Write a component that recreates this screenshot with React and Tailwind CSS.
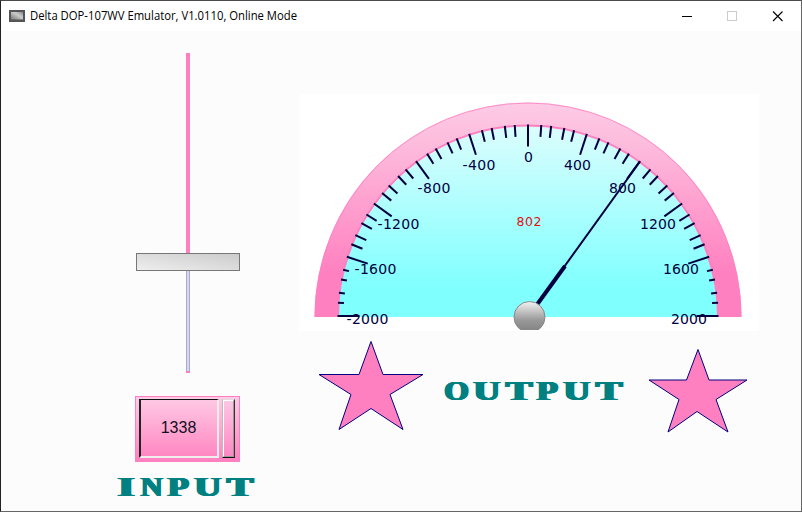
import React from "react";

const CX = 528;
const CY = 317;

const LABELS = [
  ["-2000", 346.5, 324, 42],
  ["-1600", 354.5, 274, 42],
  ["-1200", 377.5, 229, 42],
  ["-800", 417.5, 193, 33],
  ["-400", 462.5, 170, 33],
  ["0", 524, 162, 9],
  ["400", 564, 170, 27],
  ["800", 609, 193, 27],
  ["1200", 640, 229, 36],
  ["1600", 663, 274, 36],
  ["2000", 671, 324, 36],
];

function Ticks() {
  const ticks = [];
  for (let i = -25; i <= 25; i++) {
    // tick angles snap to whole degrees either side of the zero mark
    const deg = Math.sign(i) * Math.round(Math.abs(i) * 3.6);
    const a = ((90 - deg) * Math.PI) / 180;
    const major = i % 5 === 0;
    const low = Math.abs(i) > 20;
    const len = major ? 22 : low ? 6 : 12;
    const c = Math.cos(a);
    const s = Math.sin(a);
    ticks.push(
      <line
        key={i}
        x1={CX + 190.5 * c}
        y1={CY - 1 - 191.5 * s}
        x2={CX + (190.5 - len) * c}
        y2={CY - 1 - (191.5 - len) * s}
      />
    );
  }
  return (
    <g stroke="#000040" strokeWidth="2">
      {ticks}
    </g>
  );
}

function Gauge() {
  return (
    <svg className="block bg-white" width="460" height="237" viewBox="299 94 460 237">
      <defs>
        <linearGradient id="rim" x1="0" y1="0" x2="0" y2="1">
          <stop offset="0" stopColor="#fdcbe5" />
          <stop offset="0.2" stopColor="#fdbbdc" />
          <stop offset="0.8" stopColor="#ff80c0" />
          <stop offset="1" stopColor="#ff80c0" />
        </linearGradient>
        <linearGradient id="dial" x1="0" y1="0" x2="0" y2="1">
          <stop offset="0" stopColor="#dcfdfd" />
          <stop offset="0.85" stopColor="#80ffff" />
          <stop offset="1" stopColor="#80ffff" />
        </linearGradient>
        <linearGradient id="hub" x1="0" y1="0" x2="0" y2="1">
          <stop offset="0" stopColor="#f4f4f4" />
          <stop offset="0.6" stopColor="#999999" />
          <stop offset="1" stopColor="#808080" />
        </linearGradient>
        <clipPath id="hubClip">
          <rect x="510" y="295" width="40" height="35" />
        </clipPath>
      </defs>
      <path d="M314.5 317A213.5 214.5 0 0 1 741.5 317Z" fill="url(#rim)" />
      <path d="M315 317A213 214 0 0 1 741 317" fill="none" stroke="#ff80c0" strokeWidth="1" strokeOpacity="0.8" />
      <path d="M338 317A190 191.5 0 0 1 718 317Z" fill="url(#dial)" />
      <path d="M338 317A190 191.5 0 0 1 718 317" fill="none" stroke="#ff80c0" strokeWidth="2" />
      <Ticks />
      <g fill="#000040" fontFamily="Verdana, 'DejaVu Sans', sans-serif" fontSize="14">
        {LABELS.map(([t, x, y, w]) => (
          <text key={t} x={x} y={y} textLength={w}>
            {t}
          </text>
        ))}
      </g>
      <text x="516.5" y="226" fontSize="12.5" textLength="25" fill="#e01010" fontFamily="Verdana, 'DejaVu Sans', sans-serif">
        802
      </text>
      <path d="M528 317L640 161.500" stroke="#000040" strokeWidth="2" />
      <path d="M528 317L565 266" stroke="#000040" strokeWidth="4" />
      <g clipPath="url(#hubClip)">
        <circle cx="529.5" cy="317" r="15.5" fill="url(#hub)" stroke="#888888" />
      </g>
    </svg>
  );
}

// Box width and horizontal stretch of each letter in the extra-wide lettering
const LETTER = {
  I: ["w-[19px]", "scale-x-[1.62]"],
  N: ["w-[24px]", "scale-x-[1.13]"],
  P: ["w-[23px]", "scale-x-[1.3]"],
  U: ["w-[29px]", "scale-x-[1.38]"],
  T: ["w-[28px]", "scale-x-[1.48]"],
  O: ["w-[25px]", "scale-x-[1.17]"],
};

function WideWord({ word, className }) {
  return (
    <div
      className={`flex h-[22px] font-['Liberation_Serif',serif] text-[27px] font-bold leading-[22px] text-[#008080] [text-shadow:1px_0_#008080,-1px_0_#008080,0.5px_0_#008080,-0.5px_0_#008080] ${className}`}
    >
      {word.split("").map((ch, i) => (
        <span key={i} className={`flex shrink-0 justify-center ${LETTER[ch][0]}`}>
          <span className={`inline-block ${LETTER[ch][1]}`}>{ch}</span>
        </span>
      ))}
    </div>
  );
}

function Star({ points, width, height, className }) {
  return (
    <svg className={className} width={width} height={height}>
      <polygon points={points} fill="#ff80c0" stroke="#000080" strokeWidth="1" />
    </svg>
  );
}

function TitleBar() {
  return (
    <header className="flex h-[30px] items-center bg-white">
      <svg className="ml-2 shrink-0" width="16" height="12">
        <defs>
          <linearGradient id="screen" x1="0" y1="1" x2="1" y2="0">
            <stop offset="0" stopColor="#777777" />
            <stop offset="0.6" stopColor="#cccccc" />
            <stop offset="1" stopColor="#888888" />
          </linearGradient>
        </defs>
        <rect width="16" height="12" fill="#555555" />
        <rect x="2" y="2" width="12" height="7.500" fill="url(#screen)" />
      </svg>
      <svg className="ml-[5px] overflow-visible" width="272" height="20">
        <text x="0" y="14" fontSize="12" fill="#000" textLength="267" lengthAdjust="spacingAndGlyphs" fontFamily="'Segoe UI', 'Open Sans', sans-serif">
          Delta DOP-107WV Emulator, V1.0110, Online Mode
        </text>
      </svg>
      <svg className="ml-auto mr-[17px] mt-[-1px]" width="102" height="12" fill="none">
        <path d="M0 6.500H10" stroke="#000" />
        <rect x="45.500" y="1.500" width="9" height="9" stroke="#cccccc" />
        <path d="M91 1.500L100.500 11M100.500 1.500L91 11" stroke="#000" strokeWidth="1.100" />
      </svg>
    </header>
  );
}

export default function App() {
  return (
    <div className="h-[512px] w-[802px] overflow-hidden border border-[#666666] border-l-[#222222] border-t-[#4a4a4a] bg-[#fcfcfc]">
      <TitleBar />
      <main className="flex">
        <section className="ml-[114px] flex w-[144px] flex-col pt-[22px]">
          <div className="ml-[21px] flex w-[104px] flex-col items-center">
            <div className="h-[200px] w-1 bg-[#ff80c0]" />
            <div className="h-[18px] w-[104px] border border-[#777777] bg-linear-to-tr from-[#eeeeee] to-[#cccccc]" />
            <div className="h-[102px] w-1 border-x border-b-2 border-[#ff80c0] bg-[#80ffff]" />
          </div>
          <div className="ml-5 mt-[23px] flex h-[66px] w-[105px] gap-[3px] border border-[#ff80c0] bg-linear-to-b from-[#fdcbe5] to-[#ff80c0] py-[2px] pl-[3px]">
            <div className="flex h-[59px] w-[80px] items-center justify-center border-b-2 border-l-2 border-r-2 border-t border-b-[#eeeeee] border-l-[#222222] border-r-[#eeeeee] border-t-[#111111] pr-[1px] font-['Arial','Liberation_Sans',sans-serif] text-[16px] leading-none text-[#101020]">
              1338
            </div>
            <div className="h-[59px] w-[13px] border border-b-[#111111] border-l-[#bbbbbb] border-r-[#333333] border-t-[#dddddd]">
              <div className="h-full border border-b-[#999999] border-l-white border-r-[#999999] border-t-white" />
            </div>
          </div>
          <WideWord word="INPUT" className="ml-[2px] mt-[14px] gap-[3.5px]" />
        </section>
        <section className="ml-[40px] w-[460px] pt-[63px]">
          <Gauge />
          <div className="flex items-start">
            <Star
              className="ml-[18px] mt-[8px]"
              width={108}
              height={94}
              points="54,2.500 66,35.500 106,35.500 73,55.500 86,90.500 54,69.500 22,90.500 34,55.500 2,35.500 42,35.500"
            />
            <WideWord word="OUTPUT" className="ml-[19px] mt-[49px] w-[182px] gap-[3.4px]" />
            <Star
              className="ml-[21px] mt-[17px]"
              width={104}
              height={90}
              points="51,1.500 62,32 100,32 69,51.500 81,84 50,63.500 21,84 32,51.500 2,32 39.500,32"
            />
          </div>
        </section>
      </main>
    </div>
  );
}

WRITTEN EXERCISE:
Would you reproduce the lines above, from the very first through the line containing "const CY = 317;", exactly and without the pictures?

WRITTEN RESPONSE:
Write a component that recreates this screenshot with React and Tailwind CSS.
import React from "react";

const CX = 528;
const CY = 317;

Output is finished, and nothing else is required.